You may look at Rockafellar, Convex Analysis where he defines the recession cone for a non-empty convex set $C$ as $$ 0^+C=\{y\colon\ x+\lambda y\in C,\ \forall\lambda\ge 0,\ \forall x\in C\}. $$ Theorem 8.2 in the book (not in the preview, unfortunately) says that for a closed convex $C$ the recession cone $0^+C$ consists of exactly your type of limit vectors $v$ making, as @user251257 has mentioned, $C+[0,\infty)v \subseteq C$.

Theorem 8.3 and Corollary 8.3.1 say that for any non-empty convex set $C$ we have $$ 0^+(\text{cl}\,C)=0^+(\text{ri}\,C), $$ which means that the points $a\in C$, that you are interested in, are at least the whole relative interior of $C$, that is for sure dense.

Answer 3

You probably need that $C$ is closed.

Assume $0\in C$ without loss of generality. Otherwise, if $a\in C$, then $|c_k-a|\to \infty$ and $$ \frac{c_k-a}{|c_k-a|} = \frac{c_k}{|c_k|}\frac{|c_k|}{|c_k-a|} - \frac{a}{|c_k-a|} \to v.$$

Let $r\in[0,\infty)$. As $|c_k|\to\infty$, for $k$ sufficiently large, we have $r < |c_k|$ and $\frac r{|c_k|} c_k\in C$ by convexity. If $C$ is closed than, we have $\frac r{|c_k|} c_k \to r v \in C$.

Note: If $C$ is closed, we have in fact $C+[0,\infty)v \subseteq C$.

Answer 4

So here's what I myself thought of after a good night's sleep:

For $1\le m<k$ let $$\begin{align}U_{m,k}&=\operatorname{span}\{\,c_i-c_m\mid m<i\le k\,\}\\U_m&=\bigcup_{k\ge m}U_{m,k}\\U&=\bigcap_mU_m\end{align}$$ Since $U_{m,m}\subseteq U_{m,m+1}\subseteq U_{m,m+2}\subseteq\ldots$ is eventually stationary, we have $U_m=U_{m,k_m}$ for some $k_m$. Since $U_1\supseteq U_2\supseteq\ldots$ is eventually stationary, we have $U=U_{m_0}=U_{m_0,k_0}$ for some $m_0$ and $k_0$. Let $$a=\frac{c_{m_0}+c_{m_0+1}+\ldots+c_{k_0}}{k_0-m_0+1}.$$ Then for $r$ small enough $B_r(a)\cap(a+U)$, the $r$-ball around $a$ intersected with $a+U$, is in the convex hull of $c_{m_0}\,\ldots,c_{k_0}$.

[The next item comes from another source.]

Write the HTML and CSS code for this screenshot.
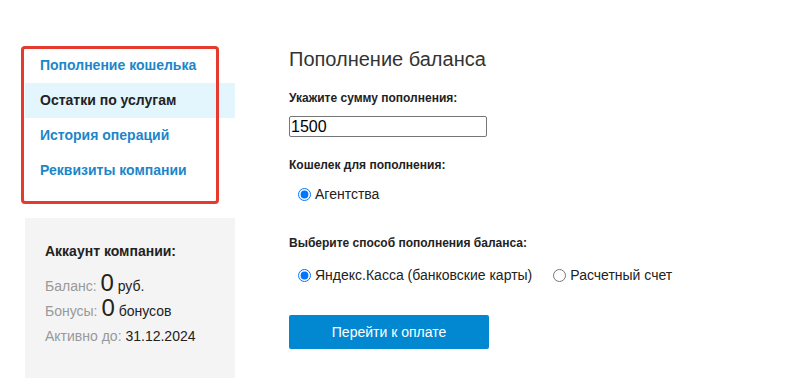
FILE: index.html
```html
<!DOCTYPE html>
<html>
<head>
    <title>Пополнение баланса</title>
    <link rel="stylesheet" href="styles.css">
</head>
<body>
    <div class="page">
        <div class="sidebar">
            <div class="menu">
                <a class="menu-item" href="#">Пополнение кошелька</a>
                <a class="menu-item active" href="#">Остатки по услугам</a>
                <a class="menu-item" href="#">История операций</a>
                <a class="menu-item" href="#">Реквизиты компании</a>
                <div class="highlight-box"></div>
            </div>
            <div class="account">
                <div class="account-title">Аккаунт компании:</div>
                <div class="account-line"><span class="muted">Баланс:</span> <span class="big">0</span> руб.</div>
                <div class="account-line"><span class="muted">Бонусы:</span> <span class="big">0</span> бонусов</div>
                <div class="account-line"><span class="muted">Активно до:</span> 31.12.2024</div>
            </div>
        </div>

        <div class="main">
            <h1>Пополнение баланса</h1>
            <div class="field-label first">Укажите сумму пополнения:</div>
            <input type="text" class="amount" value="1500">
            <div class="field-label wallet">Кошелек для пополнения:</div>
            <div class="radio-row first-row">
                <label><input type="radio" name="wallet" checked> Агентства</label>
            </div>
            <div class="field-label method">Выберите способ пополнения баланса:</div>
            <div class="radio-row second-row">
                <label><input type="radio" name="method" checked> Яндекс.Касса (банковские карты)</label>
                <label><input type="radio" name="method"> Расчетный счет</label>
            </div>
            <button class="pay-btn">Перейти к оплате</button>
        </div>
    </div>
</body>
</html>
```

FILE: styles.css
```css
body {
    font-family: "Liberation Sans", Arial, sans-serif;
    margin: 0;
    background-color: #fff;
    color: #222;
    overflow: hidden;
}
.page {
    display: flex;
    padding-left: 25px;
    gap: 54px;
}
.sidebar {
    width: 210px;
    flex-shrink: 0;
    padding-top: 48px;
}
.menu {
    position: relative;
    padding-bottom: 16px;
}
.menu-item {
    display: block;
    height: 35px;
    line-height: 35px;
    padding-left: 15px;
    font-size: 14px;
    font-weight: bold;
    color: #1c86c9;
    text-decoration: none;
}
.menu-item.active {
    background-color: #e4f6fd;
    color: #222;
}
.highlight-box {
    position: absolute;
    top: -2px;
    left: -4px;
    width: 192px;
    height: 152px;
    border: 3px solid #e53b2f;
    border-radius: 4px;
}
.account {
    margin-top: 14px;
    background-color: #f4f4f4;
    padding: 25px 20px 40px;
}
.account-title {
    font-size: 14px;
    font-weight: bold;
    line-height: 16px;
    margin-bottom: 15px;
}
.account-line {
    font-size: 14px;
    line-height: 25px;
    height: 25px;
}
.muted {
    color: #999;
}
.big {
    font-size: 24px;
    line-height: 14px;
}
.main {
    width: 420px;
}
h1 {
    font-size: 20px;
    font-weight: normal;
    line-height: 24px;
    color: #333;
    margin: 47px 0 0;
}
.field-label {
    font-size: 12px;
    font-weight: bold;
    line-height: 14px;
    color: #222;
}
.field-label.first {
    margin-top: 20px;
}
.field-label.wallet {
    margin-top: 21px;
}
.field-label.method {
    margin-top: 32px;
}
.amount {
    display: block;
    margin-top: 11px;
    width: 198px;
    height: 21px;
    box-sizing: border-box;
    padding: 0 1px;
    border: 1px solid #767676;
    border-radius: 2px;
    font-family: "Liberation Sans", Arial, sans-serif;
    font-size: 16px;
    color: #000;
}
.radio-row {
    display: flex;
    align-items: center;
    height: 20px;
    font-size: 14px;
    color: #222;
}
.radio-row label {
    display: flex;
    align-items: center;
    margin-right: 12px;
}
.radio-row input {
    margin: 0 4px 0 9px;
    width: 13px;
    height: 13px;
}
.first-row {
    margin-top: 12px;
}
.second-row {
    margin-top: 15px;
}
.pay-btn {
    display: block;
    margin-top: 30px;
    width: 200px;
    height: 34px;
    border: none;
    border-radius: 2px;
    background-color: #0288d1;
    color: #fff;
    font-family: "Liberation Sans", Arial, sans-serif;
    font-size: 14px;
    cursor: pointer;
}
```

For fixed $m$ we have $$\langle v,w\rangle = \lim_{k\to\infty}\left\langle \frac{c_k}{|c_k|},w\right\rangle = \lim_{k\to\infty}\left\langle \frac{c_k-c_m}{|c_k|},w\right\rangle$$ so that $w\perp U_m$ implies $w\perp v$. We conclude $v\in U_m$ and $v\in U$.

Let $t>0$. For $k\gg 0$ we have $|c_k-a| > t$ and $\left|\frac{c_k-a}{|c_k-a|}-v\right|<\frac r{2t}$ and hence find for $u=2tv-2t\frac{c_k-a}{|c_k-a|}$ that $u\in B_r(0)\cap U$. Then $a+tv$ is a convex combination of $a+u$ and $a+\frac{t}{|c_k-a|}(c_k-a)$ and the latter is a convex combination of $a$ and $c_k$. We conclude $a+tv\in C$.

The set $A:=\{\,a'\in C\mid a'+[0,\infty)\cdot v\subseteq C\,\}$ is clearly convex. Now let $c\in C$ and $a'=xc+ya$ with $x>0,y\ge 0, x+y=1$ be a convex combination of $a\in A$ and $c$. Then $a'+tv$ is a convex combination of $c$ and $a+\frac txv$, hence $a'+tv\in C$ and $a'\in A$. This shows that $A$ is a dense convex subset of $C$. Especially, $A$ contains the relative interior of $C$.